カフリンクス

日本では「カフスボタン」と呼ばれていますが、英語圏では「カフリンクス」と言います。ただ、「カフスボタン」という言い方もあながち的はずれなわけではなく、フランス語では「Bouton de manchette(=袖のボタン)」という言い方をします。アメリカでもまれに「カフボタンズ」という言い方をする方がいらっしゃいますし、カフリンクスの種類によって、ダンベル型のものやスナップ型のものを「カフボタンズ」、鎖(Link)で2つのボタンがつながれているものを「カフリンクス」と呼び分けている業者さんもいらっしゃいます。

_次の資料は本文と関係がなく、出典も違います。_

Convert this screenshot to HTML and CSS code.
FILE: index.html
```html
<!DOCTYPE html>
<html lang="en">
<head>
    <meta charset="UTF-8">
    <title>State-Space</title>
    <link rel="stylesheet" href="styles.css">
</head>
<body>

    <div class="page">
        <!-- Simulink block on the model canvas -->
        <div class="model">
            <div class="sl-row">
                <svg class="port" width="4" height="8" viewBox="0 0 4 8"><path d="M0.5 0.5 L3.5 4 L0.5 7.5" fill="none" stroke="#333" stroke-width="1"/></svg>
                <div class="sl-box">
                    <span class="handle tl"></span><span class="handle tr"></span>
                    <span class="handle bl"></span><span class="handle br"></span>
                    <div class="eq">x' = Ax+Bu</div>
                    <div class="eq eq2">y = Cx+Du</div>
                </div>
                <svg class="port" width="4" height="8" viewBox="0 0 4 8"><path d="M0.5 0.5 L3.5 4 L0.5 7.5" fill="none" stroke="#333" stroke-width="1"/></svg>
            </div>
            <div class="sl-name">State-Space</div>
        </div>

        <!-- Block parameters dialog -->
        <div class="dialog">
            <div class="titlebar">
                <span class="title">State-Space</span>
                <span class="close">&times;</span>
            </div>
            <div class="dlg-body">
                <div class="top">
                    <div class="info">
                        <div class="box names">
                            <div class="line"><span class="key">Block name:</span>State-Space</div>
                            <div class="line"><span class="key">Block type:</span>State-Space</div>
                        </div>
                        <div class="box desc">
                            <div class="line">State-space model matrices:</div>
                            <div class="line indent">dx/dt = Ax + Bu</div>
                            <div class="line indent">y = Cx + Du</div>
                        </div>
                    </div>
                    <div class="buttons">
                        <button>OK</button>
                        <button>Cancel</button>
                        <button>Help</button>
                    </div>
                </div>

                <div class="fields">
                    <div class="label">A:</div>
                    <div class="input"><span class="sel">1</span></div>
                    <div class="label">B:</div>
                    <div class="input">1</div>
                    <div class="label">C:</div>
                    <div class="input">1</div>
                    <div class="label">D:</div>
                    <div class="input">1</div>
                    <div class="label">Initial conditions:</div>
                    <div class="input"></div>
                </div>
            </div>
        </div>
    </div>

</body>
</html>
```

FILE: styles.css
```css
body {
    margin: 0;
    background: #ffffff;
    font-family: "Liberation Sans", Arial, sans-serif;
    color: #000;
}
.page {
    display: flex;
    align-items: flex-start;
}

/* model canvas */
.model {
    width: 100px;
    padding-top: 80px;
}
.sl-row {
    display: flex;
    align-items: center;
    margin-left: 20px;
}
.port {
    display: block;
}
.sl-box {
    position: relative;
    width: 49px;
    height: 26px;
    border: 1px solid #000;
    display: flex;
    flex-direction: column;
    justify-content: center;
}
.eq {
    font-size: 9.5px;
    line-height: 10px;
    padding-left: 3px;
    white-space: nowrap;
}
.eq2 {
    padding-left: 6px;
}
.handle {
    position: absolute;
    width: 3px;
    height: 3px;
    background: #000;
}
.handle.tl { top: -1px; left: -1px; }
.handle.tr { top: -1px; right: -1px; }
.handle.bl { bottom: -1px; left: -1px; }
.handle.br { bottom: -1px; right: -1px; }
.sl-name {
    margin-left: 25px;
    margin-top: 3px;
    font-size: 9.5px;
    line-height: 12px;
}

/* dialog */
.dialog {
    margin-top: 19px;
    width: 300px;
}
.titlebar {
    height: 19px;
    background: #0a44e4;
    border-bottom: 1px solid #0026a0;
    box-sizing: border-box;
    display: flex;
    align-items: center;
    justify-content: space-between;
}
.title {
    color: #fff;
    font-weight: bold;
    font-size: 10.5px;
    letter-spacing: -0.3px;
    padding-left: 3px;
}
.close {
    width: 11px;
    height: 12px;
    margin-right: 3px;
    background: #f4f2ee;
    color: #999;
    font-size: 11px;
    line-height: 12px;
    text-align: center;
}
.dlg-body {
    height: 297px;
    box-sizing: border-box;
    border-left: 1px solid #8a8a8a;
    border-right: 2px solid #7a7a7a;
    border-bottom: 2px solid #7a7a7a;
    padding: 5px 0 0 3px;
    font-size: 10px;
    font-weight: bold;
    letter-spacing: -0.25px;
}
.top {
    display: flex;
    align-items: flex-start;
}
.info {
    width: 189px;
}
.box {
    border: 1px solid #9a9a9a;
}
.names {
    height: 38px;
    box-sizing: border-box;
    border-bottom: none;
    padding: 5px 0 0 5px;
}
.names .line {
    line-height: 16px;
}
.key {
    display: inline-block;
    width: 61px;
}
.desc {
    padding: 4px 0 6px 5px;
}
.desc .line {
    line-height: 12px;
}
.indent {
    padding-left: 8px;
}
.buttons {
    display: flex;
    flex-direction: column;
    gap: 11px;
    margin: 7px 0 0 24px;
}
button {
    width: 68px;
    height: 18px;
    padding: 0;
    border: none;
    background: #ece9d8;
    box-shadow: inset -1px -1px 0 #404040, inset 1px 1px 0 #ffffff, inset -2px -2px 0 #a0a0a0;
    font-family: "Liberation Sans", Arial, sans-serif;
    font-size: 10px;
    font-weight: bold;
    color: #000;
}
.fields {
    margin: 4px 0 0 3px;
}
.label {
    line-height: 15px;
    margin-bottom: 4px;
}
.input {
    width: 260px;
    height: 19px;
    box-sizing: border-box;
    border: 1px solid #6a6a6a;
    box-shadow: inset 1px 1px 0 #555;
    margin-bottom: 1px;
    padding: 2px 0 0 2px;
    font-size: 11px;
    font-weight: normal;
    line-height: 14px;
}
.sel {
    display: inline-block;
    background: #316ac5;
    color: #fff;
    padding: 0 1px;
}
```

ダンベル型のカフリンクス Foster & Bailey社の金メッキの品

現在、カフリンクスをつけるとなるとダブルカフスのシャツが主流です。時折、付け合わせのボタンでもカフリンクスでもOKというシングルカフス(コンパーチブルカフス)のシャツも見かけますが、やはり主流はダブルカフスです。ところが、19世紀の頃はシングルカフスが基本で、バリバリに糊付けしてカフリンクスで袖をとめていたのだそうです。20世紀に入ってスーツやシャツがビジネスウェアとして定着すると、バリバリの袖がじゃまになってきて、袖の糊付けを手加減するようになります。そうなると、カフリンクスで袖をとめるとふにゃっとなってしまって具合が悪い。そこで考案されたのがダブルカフスなんだそうです。従って、現在でも正式な席ではバリバリに糊付けしたシングルカフスが基本です。また、ダブルカフスは、もともと柔らかい袖にカフリンクスを用いるために考案されたものですから、本来はふわりと折り返すのが好ましいそうです。クリーニングに出すと、ダブルカフスはバリバリに糊付けされて返ってきますけれど、これは大きな間違いと言うわけです(笑)。

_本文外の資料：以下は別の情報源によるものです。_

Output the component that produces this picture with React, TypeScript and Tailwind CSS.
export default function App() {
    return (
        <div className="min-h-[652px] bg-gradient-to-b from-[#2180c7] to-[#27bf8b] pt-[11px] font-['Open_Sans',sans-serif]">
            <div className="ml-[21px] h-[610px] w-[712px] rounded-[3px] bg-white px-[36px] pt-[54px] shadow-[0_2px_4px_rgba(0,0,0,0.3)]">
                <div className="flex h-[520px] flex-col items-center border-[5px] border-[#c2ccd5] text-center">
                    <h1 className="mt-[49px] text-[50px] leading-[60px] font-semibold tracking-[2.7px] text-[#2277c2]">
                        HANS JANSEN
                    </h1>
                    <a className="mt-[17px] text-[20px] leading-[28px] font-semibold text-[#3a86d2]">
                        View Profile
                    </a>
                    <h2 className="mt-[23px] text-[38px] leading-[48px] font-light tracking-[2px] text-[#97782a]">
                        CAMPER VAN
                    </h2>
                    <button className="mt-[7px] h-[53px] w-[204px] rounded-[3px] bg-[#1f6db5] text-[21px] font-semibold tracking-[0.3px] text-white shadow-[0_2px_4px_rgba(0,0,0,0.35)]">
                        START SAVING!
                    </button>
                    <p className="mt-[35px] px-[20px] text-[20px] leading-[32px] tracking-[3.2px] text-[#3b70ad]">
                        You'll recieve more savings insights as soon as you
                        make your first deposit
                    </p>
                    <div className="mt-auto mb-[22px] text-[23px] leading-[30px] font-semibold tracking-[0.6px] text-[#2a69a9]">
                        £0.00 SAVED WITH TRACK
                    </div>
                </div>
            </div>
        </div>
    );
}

私はカフリンクスの中でも、「2つのボタンが鎖でつながれたタイプ」のものが好きで、このタイプを中心に集めています。ダンベル型やスナップ型に比べると、留めるときに手間がかかりそうですが、実はそうでもありません。アールヌーボー期のカフリンクスは、それ以後の品に比べると鎖がやや長目にできているんですね。ですから、先にカフリンクスで袖を留めておいて、その後からシャツに袖を通すことが可能なんです。カラダに比して手がごつくてでかい私でも大丈夫(笑)。翌日、カフリンクスを使おうと思ったら、前の晩にカフリンクスを袖に留めておけばいいわけです。実際、袖周りがゆったりしていて、仕事をしていてもじゃまになりません。


前の職場では、毎日ダブルカフスのシャツで仕事をなさっている方がいらっしゃいました。もちろん袖にはカフリンクス。アンティークのものもあれば、現代物で優れたデザインのものもありました。黙っていると本当にダンディな方でした。黙っていれば・・・です。口を開くとオヤジギャグ連発なので(笑)。

マーガレット・ハウエルのシャツに
クローバーのカフリンクス
ポール・スミスのシャツに
ナスタチウムのエナメルカフリンクス
ポール・スミスの蔦柄のシングルカフスシャツに
Vernonのカフリンクス


カフリンクスの始まりは17世紀のフランス。袖口に装飾的な飾りボタンをつけることが王侯貴族の中で流行したのがきっかけです。19世紀に入ると貴族階級の没落、中産階級の対等により、身分によるファッションの差が縮まり、それまできらびやかだった男性のファッションが簡素で機能的、かつ、ストイックなものに変化していきます。宝飾品も指輪、ステッキ、時計、タイピン、カフリンクスといったものに限られ、1840年代になると、それまで貴族のものだったカフリンクスも平民にまで普及していきます。


このことをふまえて考えてみますと、ヴィクトリアンやアールヌーボーのカフリンクスで「女性用」というふれこみで販売されているのをわりと頻繁に見かけますが、どんなに装飾的であっても、やはり男性用と考えた方がいいのではないかと、私は思っています。女性用のカフリンクスが作られたのは、女性の社会進出が進み、ファッションも大きく変化したアールデコの時代になってからと考えるべきでしょう。


アールデコの時代から活躍した女優に、私の大好きなMarlene Dietrichがいます。男装した彼女が煙草をくゆらせている有名な写真がありますが、本当にカッコいいんですよね。袖にはしゃれたアールデコのカフリンクス。Marleneは女性用のスーツ姿でもカフリンクスをして写っている写真がありますが、それも本当にカッコいいんです。凛とした空気が写真からも伝わってくる。本当のカッコよさというものは、やはり「信念」だとか「生きざま」だとか、そういったものが伴っていなければだめなんだとつくづく思います。全然修行が足りませんね、私(笑)。